The concourse was everything I expected it to be. While still lit fairly well, there were no shoppers to take advantage of this luminescence. The corridor was of a more than adequate width and featured several funky seating apparatuses at regular intervals. But there was nobody to use them, and no reason to require any rest. I was pretty disappointed by one unexpected find. I was hoping to catch a shot or two of a wonderful Gottschalk's label scar from above the former anchor's entrance, but, alas, its gates were risen and the insides brightly lit. There were streamers crossing the drop ceiling along with a banner exclaiming "Grand Opening." A new addition named My Home had recently moved into the space, adding a little spark of life to the otherwise forgotten place. Damn.
Totem Lake Mall came to be in 1973, following a long period of planning that had commenced in 1968. The one major anchor, a 40,000 square foot Lamont's, opened a few months later that year. It was joined by an Ernst Home and Nursery, located on the northern end of the building without any interior access. The mall did well enough for its first couple of decades, but its misfortune began in 1996 with the shuttering of the Ernst space. Though it was soon subdivided and leased to Ross Dress for Less, Cartoys and a Famous Footwear, the complex never seemed to fully recover.
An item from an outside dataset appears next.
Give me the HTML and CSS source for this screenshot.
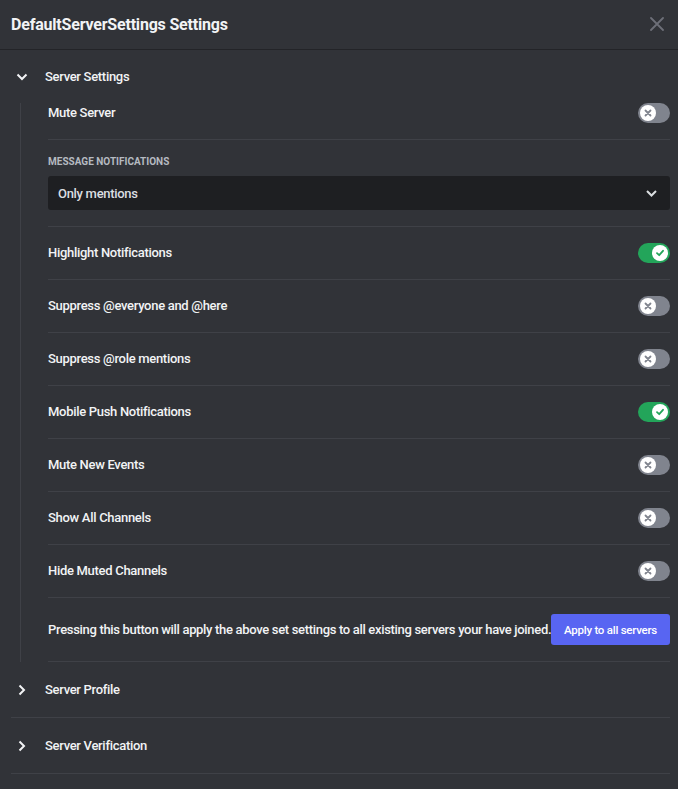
FILE: index.html
```html
<!DOCTYPE html>
<html>
<head>
<meta charset="utf-8">
<link rel="stylesheet" href="styles.css">
</head>
<body>
<div class="modal">
  <header class="header">
    <h1 class="title">DefaultServerSettings Settings</h1>
    <button class="close" aria-label="Close">
      <svg width="14" height="14" viewBox="0 0 14 14"><path d="M1 1L13 13M13 1L1 13" stroke="currentColor" stroke-width="1.8" fill="none" stroke-linecap="round"/></svg>
    </button>
  </header>
  <main class="content">
    <section class="section open">
      <div class="section-head first">
        <span class="chev"><svg width="12" height="8" viewBox="0 0 12 8"><path d="M1.5 1.5L6 6L10.5 1.5" stroke="currentColor" stroke-width="2" fill="none"/></svg></span>
        <span class="section-title">Server Settings</span>
      </div>
      <div class="section-body">
        <div class="row first-row">
          <span class="label">Mute Server</span>
          <span class="toggle"><span class="knob"><svg width="10" height="10" viewBox="0 0 10 10"><path d="M2.5 2.5L7.5 7.5M7.5 2.5L2.5 7.5" stroke="currentColor" stroke-width="1.8" stroke-linecap="round"/></svg></span></span>
        </div>
        <div class="block">
          <div class="caption">Message Notifications</div>
          <div class="select">
            <span>Only mentions</span>
            <svg width="11" height="7" viewBox="0 0 11 7"><path d="M1 1L5.5 5.5L10 1" stroke="currentColor" stroke-width="2" fill="none"/></svg>
          </div>
        </div>
        <div class="row">
          <span class="label">Highlight Notifications</span>
          <span class="toggle on"><span class="knob"><svg width="10" height="10" viewBox="0 0 10 10"><path d="M2 5.2L4.2 7.2L8 2.8" stroke="currentColor" stroke-width="1.8" fill="none" stroke-linecap="round" stroke-linejoin="round"/></svg></span></span>
        </div>
        <div class="row">
          <span class="label">Suppress @everyone and @here</span>
          <span class="toggle"><span class="knob"><svg width="10" height="10" viewBox="0 0 10 10"><path d="M2.5 2.5L7.5 7.5M7.5 2.5L2.5 7.5" stroke="currentColor" stroke-width="1.8" stroke-linecap="round"/></svg></span></span>
        </div>
        <div class="row">
          <span class="label">Suppress @role mentions</span>
          <span class="toggle"><span class="knob"><svg width="10" height="10" viewBox="0 0 10 10"><path d="M2.5 2.5L7.5 7.5M7.5 2.5L2.5 7.5" stroke="currentColor" stroke-width="1.8" stroke-linecap="round"/></svg></span></span>
        </div>
        <div class="row">
          <span class="label">Mobile Push Notifications</span>
          <span class="toggle on"><span class="knob"><svg width="10" height="10" viewBox="0 0 10 10"><path d="M2 5.2L4.2 7.2L8 2.8" stroke="currentColor" stroke-width="1.8" fill="none" stroke-linecap="round" stroke-linejoin="round"/></svg></span></span>
        </div>
        <div class="row">
          <span class="label">Mute New Events</span>
          <span class="toggle"><span class="knob"><svg width="10" height="10" viewBox="0 0 10 10"><path d="M2.5 2.5L7.5 7.5M7.5 2.5L2.5 7.5" stroke="currentColor" stroke-width="1.8" stroke-linecap="round"/></svg></span></span>
        </div>
        <div class="row">
          <span class="label">Show All Channels</span>
          <span class="toggle"><span class="knob"><svg width="10" height="10" viewBox="0 0 10 10"><path d="M2.5 2.5L7.5 7.5M7.5 2.5L2.5 7.5" stroke="currentColor" stroke-width="1.8" stroke-linecap="round"/></svg></span></span>
        </div>
        <div class="row">
          <span class="label">Hide Muted Channels</span>
          <span class="toggle"><span class="knob"><svg width="10" height="10" viewBox="0 0 10 10"><path d="M2.5 2.5L7.5 7.5M7.5 2.5L2.5 7.5" stroke="currentColor" stroke-width="1.8" stroke-linecap="round"/></svg></span></span>
        </div>
        <div class="row apply-row">
          <span class="label">Pressing this button will apply the above set settings to all existing servers your have joined.</span>
          <button class="btn">Apply to all servers</button>
        </div>
      </div>
    </section>
    <section class="section closed">
      <div class="section-head">
        <span class="chev"><svg width="8" height="12" viewBox="0 0 8 12"><path d="M1.5 1.5L6 6L1.5 10.5" stroke="currentColor" stroke-width="2" fill="none"/></svg></span>
        <span class="section-title">Server Profile</span>
      </div>
    </section>
    <section class="section closed">
      <div class="section-head">
        <span class="chev"><svg width="8" height="12" viewBox="0 0 8 12"><path d="M1.5 1.5L6 6L1.5 10.5" stroke="currentColor" stroke-width="2" fill="none"/></svg></span>
        <span class="section-title">Server Verification</span>
      </div>
    </section>
  </main>
</div>
</body>
</html>
```

FILE: styles.css
```css
* { box-sizing: border-box; }
html, body { margin: 0; padding: 0; }
body {
  background: #313338;
  font-family: Roboto, "Noto Sans", sans-serif;
  color: #f2f3f5;
  width: 678px;
  height: 789px;
  overflow: hidden;
}
.header {
  height: 50px;
  display: flex;
  align-items: center;
  justify-content: space-between;
  padding: 0 14px 0 11px;
  border-bottom: 1px solid #232428;
}
.title {
  margin: 0;
  font-size: 16px;
  font-weight: 700;
  color: #f2f3f5;
  letter-spacing: -0.2px;
}
.close {
  background: none;
  border: 0;
  padding: 0;
  color: #6d6f78;
  display: flex;
  margin-top: -2px;
}
.content {
  padding: 0 8px 0 11px;
}
.section-head {
  height: 56px;
  display: flex;
  align-items: center;
  border-bottom: 1px solid #3f4147;
}
.section-head.first {
  height: 53px;
  border-bottom: 0;
}
.chev {
  width: 16px;
  margin-left: 3px;
  margin-right: 15px;
  display: flex;
  justify-content: center;
  align-items: center;
  color: #f2f3f5;
}
.section-title {
  font-size: 13px;
  font-weight: 500;
  color: #f2f3f5;
  letter-spacing: -0.3px;
}
.section-body {
  margin-left: 9px;
  border-left: 1px solid #3f4147;
  padding-left: 27px;
}
.row {
  display: flex;
  align-items: center;
  justify-content: space-between;
  padding: 16px 0;
  min-height: 53px;
  border-bottom: 1px solid #3f4147;
}
.row.first-row {
  padding-top: 0;
  min-height: 37px;
}
.label {
  font-size: 13px;
  font-weight: 500;
  color: #f2f3f5;
  line-height: 20px;
  letter-spacing: -0.3px;
}
.toggle {
  width: 32px;
  height: 20px;
  border-radius: 10px;
  background: #80848e;
  display: flex;
  align-items: center;
  padding: 0 2px;
  flex-shrink: 0;
  color: #80848e;
}
.toggle.on {
  background: #23a55a;
  color: #23a55a;
  justify-content: flex-end;
}
.knob {
  width: 16px;
  height: 16px;
  border-radius: 50%;
  background: #ffffff;
  display: flex;
  align-items: center;
  justify-content: center;
}
.block {
  padding: 16px 0 16px;
  border-bottom: 1px solid #3f4147;
}
.caption {
  font-size: 10px;
  font-weight: 700;
  text-transform: uppercase;
  color: #b5bac1;
  line-height: 12px;
  margin-bottom: 8px;
}
.select {
  height: 34px;
  background: #1e1f22;
  border-radius: 3px;
  display: flex;
  align-items: center;
  justify-content: space-between;
  padding: 0 13px 0 10px;
  font-size: 13px;
  font-weight: 500;
  color: #dbdee1;
  letter-spacing: -0.3px;
}
.select svg { color: #dbdee1; }
.apply-row {
  padding: 16px 0 16px;
  min-height: 63px;
}
.apply-row .label {
  white-space: nowrap;
  flex: 1;
  min-width: 0;
  letter-spacing: -0.32px;
}
.btn {
  height: 31px;
  width: 119px;
  background: #5865f2;
  color: #ffffff;
  border: 0;
  border-radius: 3px;
  font-family: inherit;
  font-size: 11.5px;
  font-weight: 500;
  letter-spacing: -0.25px;
  padding: 0;
  flex-shrink: 0;
  white-space: nowrap;
}
```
The center also saw the departure of some of its larger tenants such as Rite-Aid, Comp USA and Gottschalk's, which had taken over Lamont's, by the late 2000s. The smaller shops followed closely behind, effectively abandoning the place to its inevitable fate.
There is a strip center associated with the enclosed portion called the East Mall, and it seems to be doing relatively good business. In the main facility, the front facing larger stores like Ross still seem to host a steady stream of customers. But the diminutive enclosed portions, like so many of its peers nationwide, gives today's time starved shopper no incentive to come inside. There are generally two kinds of retail client these days- those who just want to park immediately in front of their targeted destination in order to grab what they need as expeditiously as possible and those who would rather make the visit to their preferred retail complex an all-encompassing event, spending hours browsing its wares and sampling the different cuisines. Totem Lake, in it's present format, cannot offer the convenience needed by the former type nor the selection required by the latter type. There really is no place for meager malls like this, even in a sparsely served market like Seattle.